Ad oggi, cosa sappiamo dei covi sparsi in varie zone della Capitale?
I covi sono stati quasi tutti scoperti. La loro dislocazione, che va dalla zona del Tiburtino a Monteverde a Boccea disegna una presenza decisamente diffusa sul territorio. Le lacune riguardano eventuali basi utilizzate all’inizio e alla fine dell’operazione: rispettivamente nella zona Monte Mario/Balduina e nell’area intorno a Largo Argentina. Le indagini riguardo a queste basi, da considerarsi essenziali, abbondano di ipotesi. Ma quanto a riscontri siamo a zero. In particolare due covi mantengono ancora oggi un alone di ambiguità: il covo di via Gradoli, nella zona della Cassia, scoperto o deliberatamente abbandonato la mattina del 18 aprile 1978, e il covo di via Montalcini, al Portuense, dove secondo la ricostruzione brigatista, Moro sarebbe stato tenuto prigioniero per tutta la durata del sequestro. Proprio nel garage di via Montalcini sarebbe poi avvenuta, la mattina del 9 maggio, l’esecuzione del Presidente della DC. Una base dunque di importanza fondamentale ma che registra ancora oggi opinioni contrastanti.
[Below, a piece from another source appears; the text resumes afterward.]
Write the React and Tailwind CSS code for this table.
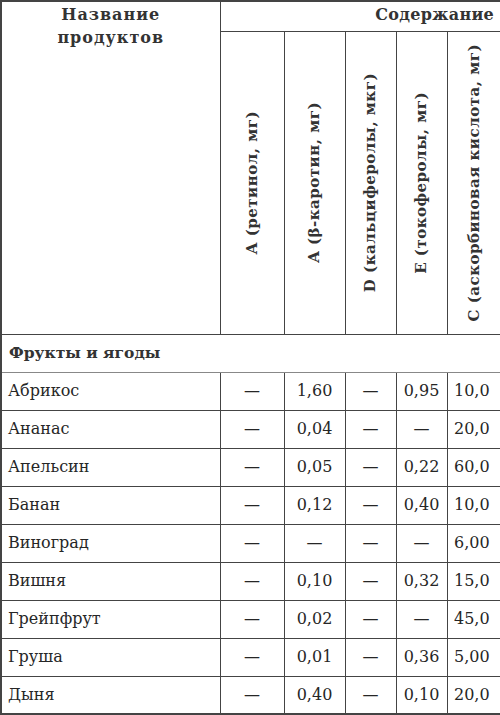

Era effettivamente in via Montalcini la prigione del popolo? È stata sempre lì o solo per una fase del sequestro? Oppure il covo-prigione, come alcuni indizi lascerebbero supporre, va situato da qualche altra parte: dalla zona del Ghetto al litorale laziale, al retrobottega di un negozio nella zona di Monteverde? Non è chiaro. Come tanti altri aspetti di una vicenda che dopo quarant’anni resta irrisolta.